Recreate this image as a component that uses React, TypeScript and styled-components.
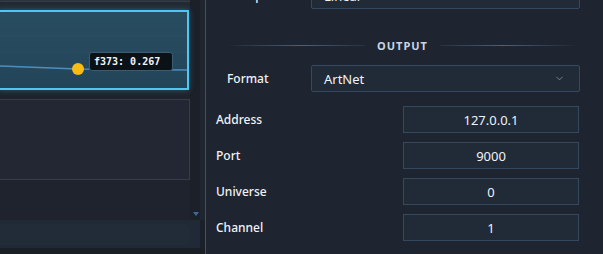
import React from 'react'
import styled, { createGlobalStyle } from 'styled-components'
import { ChevronDown } from 'lucide-react'

const GlobalStyle = createGlobalStyle`
  html, body {
    margin: 0;
    padding: 0;
    background: #1e2430;
    overflow: hidden;
  }
  body {
    font-family: "Noto Sans", "Liberation Sans", sans-serif;
  }
`

const Frame = styled.div`
  display: flex;
  width: 603px;
  height: 254px;
  overflow: hidden;
`

const LeftPane = styled.div`
  display: flex;
  flex-direction: column;
  width: 205px;
  flex: none;
  border-right: 1px solid #37536f;
  background: #1b2029;
`

const UpperArea = styled.div`
  display: flex;
  height: 220px;
`

const Content = styled.div`
  display: flex;
  flex-direction: column;
  width: 190px;
  background: #1e232d;
`

const TopBar = styled.div`
  height: 10px;
  flex: none;
  background: linear-gradient(#2a323c 0 1px, #333c46 1px 2px, #222932 2px);
`

const ChartBox = styled.div`
  position: relative;
  box-sizing: border-box;
  margin-left: -2px;
  width: 191px;
  height: 80px;
  flex: none;
  border: 2px solid #4fc6f4;
  background: linear-gradient(#284c60, #23455a);
  box-shadow: 0 0 6px rgba(79, 198, 244, 0.35);

  svg {
    display: block;
  }
`

const Tooltip = styled.div`
  position: absolute;
  left: 89px;
  top: 40px;
  box-sizing: border-box;
  width: 84px;
  height: 19px;
  padding: 0 4px;
  border: 1px solid #3c5a70;
  border-radius: 3px;
  background: #0b1217;
  color: #f2f5f8;
  font-family: "DejaVu Sans Mono", "Liberation Mono", monospace;
  font-size: 10px;
  font-weight: bold;
  line-height: 17px;
  white-space: nowrap;
`

const Panel = styled.div`
  box-sizing: border-box;
  margin-top: 9px;
  margin-left: -1px;
  width: 191px;
  height: 81px;
  flex: none;
  border: 1px solid #363d49;
  background: #222733;
`

const ScrollTrack = styled.div`
  display: flex;
  flex-direction: column;
  justify-content: flex-end;
  align-items: center;
  width: 15px;
  padding: 0 4px 4px 0;
  box-sizing: border-box;
  background: linear-gradient(90deg, #1b2029 0 10px, #20262f 10px);
`

const ScrollArrow = styled.div`
  width: 0;
  height: 0;
  border-left: 3px solid transparent;
  border-right: 3px solid transparent;
  border-top: 4px solid #3d6a96;
`

const BottomStrip = styled.div`
  display: flex;
  align-items: center;
  height: 28px;
  padding: 0 10px 0 0;
  background: linear-gradient(90deg, #202a36 0 200px, #1b2029 200px);
`

const StripInner = styled.div`
  height: 21px;
  width: 190px;
  border-radius: 0 6px 6px 0;
  background: #222c38;
`

const Footer = styled.div`
  flex: 1;
  background: #1a1f26;
`

const RightPane = styled.div`
  flex: 1;
  display: flex;
  flex-direction: column;
  background: #1e2430;
`

const SelectRow = styled.div<{ $top?: number }>`
  display: flex;
  align-items: center;
  height: 27px;
  padding: 0 23px 0 21px;
  margin-top: ${(p) => p.$top ?? 0}px;
`

const Label = styled.div<{ $width?: number }>`
  ${(p) => (p.$width ? `width: ${p.$width}px; flex: none;` : 'flex: 1;')}
  color: #f0f3f7;
  font-size: 12px;
  font-weight: 500;
  white-space: nowrap;
`

const Select = styled.div`
  display: flex;
  align-items: center;
  justify-content: space-between;
  box-sizing: border-box;
  flex: 1;
  height: 27px;
  padding: 0 14px 0 12px;
  border: 1px solid #34495f;
  border-radius: 2px;
  background: #212a37;
  color: #f0f3f7;
  font-size: 13px;

  svg {
    color: #9aa6b4;
  }
`

const SectionHeader = styled.div`
  display: flex;
  align-items: center;
  gap: 12px;
  height: 12px;
  padding: 30px 23px 14px 19px;
  color: #c8d5e2;
  font-size: 11px;
  font-weight: bold;
  letter-spacing: 1px;

  &::before,
  &::after {
    content: '';
    flex: 1;
    height: 1px;
  }
  &::before {
    background: linear-gradient(90deg, rgba(74, 98, 124, 0), #4a627c 55%, rgba(74, 98, 124, 0.2));
  }
  &::after {
    background: linear-gradient(90deg, rgba(74, 98, 124, 0.2), #4a627c 45%, rgba(74, 98, 124, 0));
  }
`

const FieldList = styled.div`
  display: flex;
  flex-direction: column;
  gap: 9px;
  margin-top: 14px;
`

const FieldRow = styled.div`
  display: flex;
  align-items: center;
  height: 27px;
  padding: 0 24px 0 10px;
`

const NumberInput = styled.div`
  display: flex;
  align-items: center;
  justify-content: center;
  box-sizing: border-box;
  width: 176px;
  height: 27px;
  border: 1px solid #34495f;
  background: #212a37;
  color: #f0f3f7;
  font-size: 13px;
`

const fields = [
  { label: 'Address', value: '127.0.0.1' },
  { label: 'Port', value: '9000' },
  { label: 'Universe', value: '0' },
  { label: 'Channel', value: '1' },
]

export default function App() {
  return (
    <>
      <GlobalStyle />
      <Frame>
        <LeftPane>
          <UpperArea>
            <Content>
              <TopBar />
              <ChartBox>
                <svg width="187" height="76" viewBox="0 0 187 76">
                  <line x1="0" y1="24" x2="187" y2="24" stroke="#2b5064" strokeWidth="1" />
                  <line x1="0" y1="40" x2="187" y2="40" stroke="#2a4e62" strokeWidth="1" />
                  <polyline points="0,54 78,57 187,58" fill="none" stroke="#4b8fc0" strokeWidth="1.5" />
                  <circle cx="78" cy="57" r="6" fill="#f9bc15" />
                </svg>
                <Tooltip>f373: 0.267</Tooltip>
              </ChartBox>
              <Panel />
            </Content>
            <ScrollTrack>
              <ScrollArrow />
            </ScrollTrack>
          </UpperArea>
          <BottomStrip>
            <StripInner />
          </BottomStrip>
          <Footer />
        </LeftPane>

        <RightPane>
          <SelectRow $top={-18}>
            <Label $width={84}>Interp</Label>
            <Select>Linear</Select>
          </SelectRow>
          <SectionHeader>OUTPUT</SectionHeader>
          <SelectRow>
            <Label $width={84}>Format</Label>
            <Select>
              ArtNet
              <ChevronDown size={11} strokeWidth={1.5} />
            </Select>
          </SelectRow>
          <FieldList>
            {fields.map((f) => (
              <FieldRow key={f.label}>
                <Label>{f.label}</Label>
                <NumberInput>{f.value}</NumberInput>
              </FieldRow>
            ))}
          </FieldList>
        </RightPane>
      </Frame>
    </>
  )
}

++++++++++

■ Goal of the exercise
Repeat the listing above exactly, with no pictures.

■ Finished answer
Recreate this image as a component that uses React, TypeScript and styled-components.
import React from 'react'
import styled, { createGlobalStyle } from 'styled-components'
import { ChevronDown } from 'lucide-react'

const GlobalStyle = createGlobalStyle`
  html, body {
    margin: 0;
    padding: 0;
    background: #1e2430;
    overflow: hidden;
  }
  body {
    font-family: "Noto Sans", "Liberation Sans", sans-serif;
  }
`

const Frame = styled.div`
  display: flex;
  width: 603px;
  height: 254px;
  overflow: hidden;
`

const LeftPane = styled.div`
  display: flex;
  flex-direction: column;
  width: 205px;
  flex: none;
  border-right: 1px solid #37536f;
  background: #1b2029;
`

const UpperArea = styled.div`
  display: flex;
  height: 220px;
`

const Content = styled.div`
  display: flex;
  flex-direction: column;
  width: 190px;
  background: #1e232d;
`

const TopBar = styled.div`
  height: 10px;
  flex: none;
  background: linear-gradient(#2a323c 0 1px, #333c46 1px 2px, #222932 2px);
`

const ChartBox = styled.div`
  position: relative;
  box-sizing: border-box;
  margin-left: -2px;
  width: 191px;
  height: 80px;
  flex: none;
  border: 2px solid #4fc6f4;
  background: linear-gradient(#284c60, #23455a);
  box-shadow: 0 0 6px rgba(79, 198, 244, 0.35);

  svg {
    display: block;
  }
`

const Tooltip = styled.div`
  position: absolute;
  left: 89px;
  top: 40px;
  box-sizing: border-box;
  width: 84px;
  height: 19px;
  padding: 0 4px;
  border: 1px solid #3c5a70;
  border-radius: 3px;
  background: #0b1217;
  color: #f2f5f8;
  font-family: "DejaVu Sans Mono", "Liberation Mono", monospace;
  font-size: 10px;
  font-weight: bold;
  line-height: 17px;
  white-space: nowrap;
`

const Panel = styled.div`
  box-sizing: border-box;
  margin-top: 9px;
  margin-left: -1px;
  width: 191px;
  height: 81px;
  flex: none;
  border: 1px solid #363d49;
  background: #222733;
`

const ScrollTrack = styled.div`
  display: flex;
  flex-direction: column;
  justify-content: flex-end;
  align-items: center;
  width: 15px;
  padding: 0 4px 4px 0;
  box-sizing: border-box;
  background: linear-gradient(90deg, #1b2029 0 10px, #20262f 10px);
`

const ScrollArrow = styled.div`
  width: 0;
  height: 0;
  border-left: 3px solid transparent;
  border-right: 3px solid transparent;
  border-top: 4px solid #3d6a96;
`

const BottomStrip = styled.div`
  display: flex;
  align-items: center;
  height: 28px;
  padding: 0 10px 0 0;
  background: linear-gradient(90deg, #202a36 0 200px, #1b2029 200px);
`

const StripInner = styled.div`
  height: 21px;
  width: 190px;
  border-radius: 0 6px 6px 0;
  background: #222c38;
`

const Footer = styled.div`
  flex: 1;
  background: #1a1f26;
`

const RightPane = styled.div`
  flex: 1;
  display: flex;
  flex-direction: column;
  background: #1e2430;
`

const SelectRow = styled.div<{ $top?: number }>`
  display: flex;
  align-items: center;
  height: 27px;
  padding: 0 23px 0 21px;
  margin-top: ${(p) => p.$top ?? 0}px;
`

const Label = styled.div<{ $width?: number }>`
  ${(p) => (p.$width ? `width: ${p.$width}px; flex: none;` : 'flex: 1;')}
  color: #f0f3f7;
  font-size: 12px;
  font-weight: 500;
  white-space: nowrap;
`

const Select = styled.div`
  display: flex;
  align-items: center;
  justify-content: space-between;
  box-sizing: border-box;
  flex: 1;
  height: 27px;
  padding: 0 14px 0 12px;
  border: 1px solid #34495f;
  border-radius: 2px;
  background: #212a37;
  color: #f0f3f7;
  font-size: 13px;

  svg {
    color: #9aa6b4;
  }
`

const SectionHeader = styled.div`
  display: flex;
  align-items: center;
  gap: 12px;
  height: 12px;
  padding: 30px 23px 14px 19px;
  color: #c8d5e2;
  font-size: 11px;
  font-weight: bold;
  letter-spacing: 1px;

  &::before,
  &::after {
    content: '';
    flex: 1;
    height: 1px;
  }
  &::before {
    background: linear-gradient(90deg, rgba(74, 98, 124, 0), #4a627c 55%, rgba(74, 98, 124, 0.2));
  }
  &::after {
    background: linear-gradient(90deg, rgba(74, 98, 124, 0.2), #4a627c 45%, rgba(74, 98, 124, 0));
  }
`

const FieldList = styled.div`
  display: flex;
  flex-direction: column;
  gap: 9px;
  margin-top: 14px;
`

const FieldRow = styled.div`
  display: flex;
  align-items: center;
  height: 27px;
  padding: 0 24px 0 10px;
`

const NumberInput = styled.div`
  display: flex;
  align-items: center;
  justify-content: center;
  box-sizing: border-box;
  width: 176px;
  height: 27px;
  border: 1px solid #34495f;
  background: #212a37;
  color: #f0f3f7;
  font-size: 13px;
`

const fields = [
  { label: 'Address', value: '127.0.0.1' },
  { label: 'Port', value: '9000' },
  { label: 'Universe', value: '0' },
  { label: 'Channel', value: '1' },
]

export default function App() {
  return (
    <>
      <GlobalStyle />
      <Frame>
        <LeftPane>
          <UpperArea>
            <Content>
              <TopBar />
              <ChartBox>
                <svg width="187" height="76" viewBox="0 0 187 76">
                  <line x1="0" y1="24" x2="187" y2="24" stroke="#2b5064" strokeWidth="1" />
                  <line x1="0" y1="40" x2="187" y2="40" stroke="#2a4e62" strokeWidth="1" />
                  <polyline points="0,54 78,57 187,58" fill="none" stroke="#4b8fc0" strokeWidth="1.5" />
                  <circle cx="78" cy="57" r="6" fill="#f9bc15" />
                </svg>
                <Tooltip>f373: 0.267</Tooltip>
              </ChartBox>
              <Panel />
            </Content>
            <ScrollTrack>
              <ScrollArrow />
            </ScrollTrack>
          </UpperArea>
          <BottomStrip>
            <StripInner />
          </BottomStrip>
          <Footer />
        </LeftPane>

        <RightPane>
          <SelectRow $top={-18}>
            <Label $width={84}>Interp</Label>
            <Select>Linear</Select>
          </SelectRow>
          <SectionHeader>OUTPUT</SectionHeader>
          <SelectRow>
            <Label $width={84}>Format</Label>
            <Select>
              ArtNet
              <ChevronDown size={11} strokeWidth={1.5} />
            </Select>
          </SelectRow>
          <FieldList>
            {fields.map((f) => (
              <FieldRow key={f.label}>
                <Label>{f.label}</Label>
                <NumberInput>{f.value}</NumberInput>
              </FieldRow>
            ))}
          </FieldList>
        </RightPane>
      </Frame>
    </>
  )
}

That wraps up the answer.